With RAID 1 (disk mirroring) you essentially just take your data and simultaneously write the same data to both hard drives. As a result you can have a disk fail, but you'll be giving up 50% of your total storage capacity for that ability, as well as paying extra for the mirrored hard drive.

Hope that answers your question.

mtl_hed
08-29-2006, 04:04 PM
I'm running a RAID 1 array atm. What is the difference between RAID 0 and 1, and which of them should I choose relating to my actual array?
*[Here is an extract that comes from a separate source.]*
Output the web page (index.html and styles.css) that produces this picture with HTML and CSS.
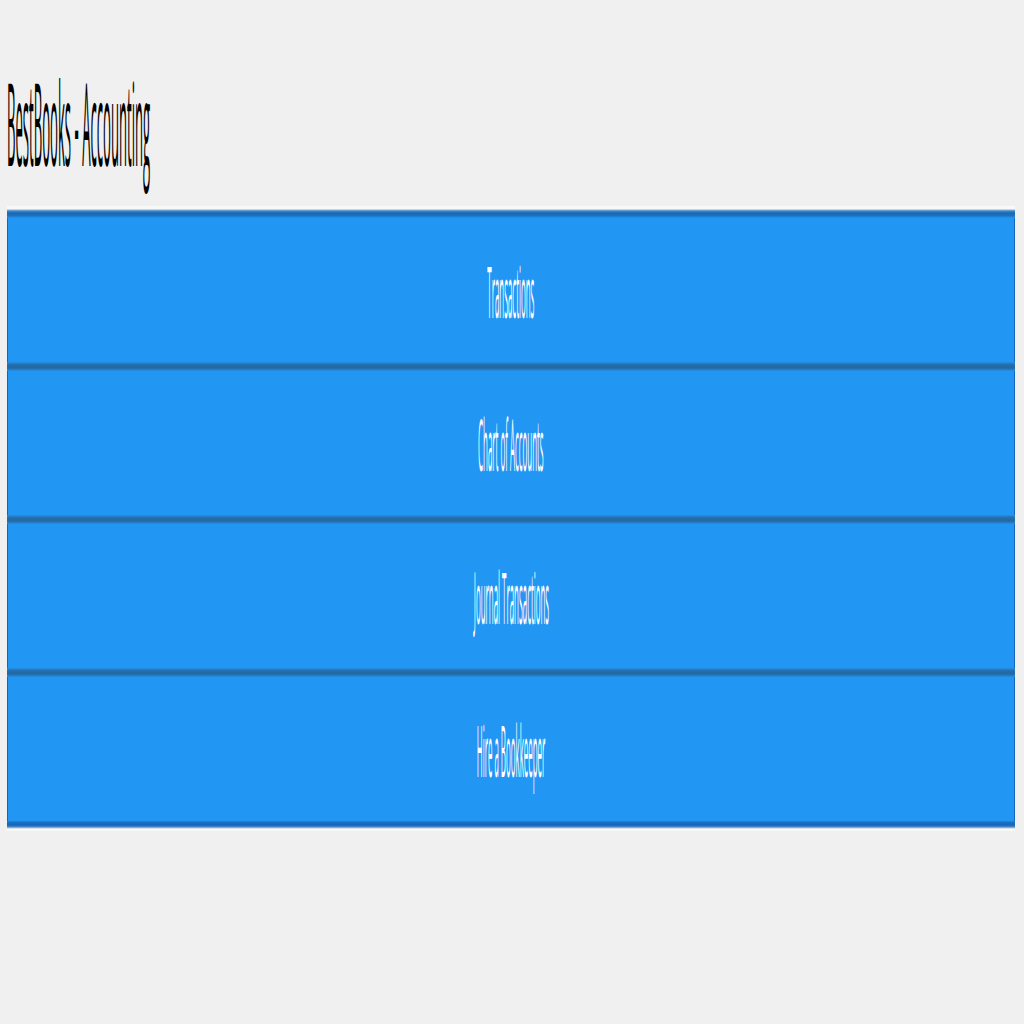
FILE: index.html
```html
<!DOCTYPE html>
<html>
<head>
<meta charset="utf-8">
<title>BestBooks - Accounting</title>
<link rel="stylesheet" href="styles.css">
</head>
<body>
<header class="header">
  <h1 class="title"><span class="squish squish-left">BestBooks - Accounting</span></h1>
</header>
<nav class="menu">
  <div class="edge-top"></div>
  <a class="item"><span class="squish">Transactions</span></a>
  <div class="sep"></div>
  <a class="item"><span class="squish">Chart of Accounts</span></a>
  <div class="sep"></div>
  <a class="item"><span class="squish">Journal Transactions</span></a>
  <div class="sep"></div>
  <a class="item"><span class="squish">Hire a Bookkeeper</span></a>
  <div class="edge-bottom"></div>
</nav>
</body>
</html>
```
FILE: styles.css
```css
html, body {
  margin: 0;
  padding: 0;
  background: #f0f0f0;
}
body {
  padding: 0 9px 0 7px;
  font-family: "Open Sans", "Noto Sans", sans-serif;
}
.header {
  height: 206px;
  overflow: hidden;
}
.title {
  margin: 0;
  padding-top: 52px;
  font-weight: 400;
  font-size: 116px;
  line-height: 138px;
  color: #000;
  white-space: nowrap;
}
.squish {
  display: inline-block;
  white-space: nowrap;
  transform: scaleX(0.11);
  transform-origin: center;
}
.squish-left {
  transform: scaleX(0.113);
  transform-origin: left center;
}
.menu {
  display: flex;
  flex-direction: column;
}
.edge-top {
  height: 12px;
  background: linear-gradient(to bottom, #f8f8f8 0, #f8f8f8 3px, #8ab6da 4px, #3f86c6 5px, #1b69b4 7px, #1a6cbc 9px, #1f84dc 11px, #2196f3 12px);
}
.item {
  height: 144px;
  display: flex;
  align-items: center;
  justify-content: center;
  background: #2196f3;
  border-left: 1px solid #1565c0;
  border-right: 1px solid #1565c0;
  color: #fff;
  font-size: 72px;
  font-weight: 400;
  line-height: 1;
  overflow: hidden;
}
.sep {
  height: 9px;
  background: linear-gradient(to bottom, #2196f3 0, #2680cc 1px, #256ca8 3px, #236aa3 6px, #2680cc 8px, #2196f3 9px);
}
.edge-bottom {
  height: 10px;
  background: linear-gradient(to bottom, #1f84dc 0, #1a6cbc 2px, #1565c0 4px, #4f88c0 6px, #b8cde0 7px, #f8f8f4 8px, #f8f8f4 10px);
}
```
Wiki has a good write-up of RAID levels if your in for a read: http://en.wikipedia.org/wiki/Redundant_array_of_independent_disks

mtl_hed
08-29-2006, 04:06 PM
No, his NVidia SATA ports are in the southbridge and not subject to PCI bus limitations.

He's not using the nVidia ports. Read the original post:
My raid-card: http://www.promise.com/product/produ...product_id=107

Hence the 133MB/s limitation.

dzidzius
08-29-2006, 10:23 PM
With RAID 1 (disk mirroring) you essentially just take your data and simultaneously write the same data to both hard drives. As a result you can have a disk fail, but you'll be giving up 50% of your total storage capacity for that ability, as well as paying extra for the mirrored hard drive.

Hope that answers your question.

So that means that if a make an array of two 250GB hdds with RAID1, I'll just get 250GB of storage?

Reinvented
08-29-2006, 11:09 PM
yes.....

uOpt
08-31-2006, 01:49 PM
He's not using the nVidia ports. Read the original post:


Hence the 133MB/s limitation.

Urgs. :(

Yessus.

Obviously he'd be muchy better off running software raid (not sata controller onboard raid) with the nvidia ports.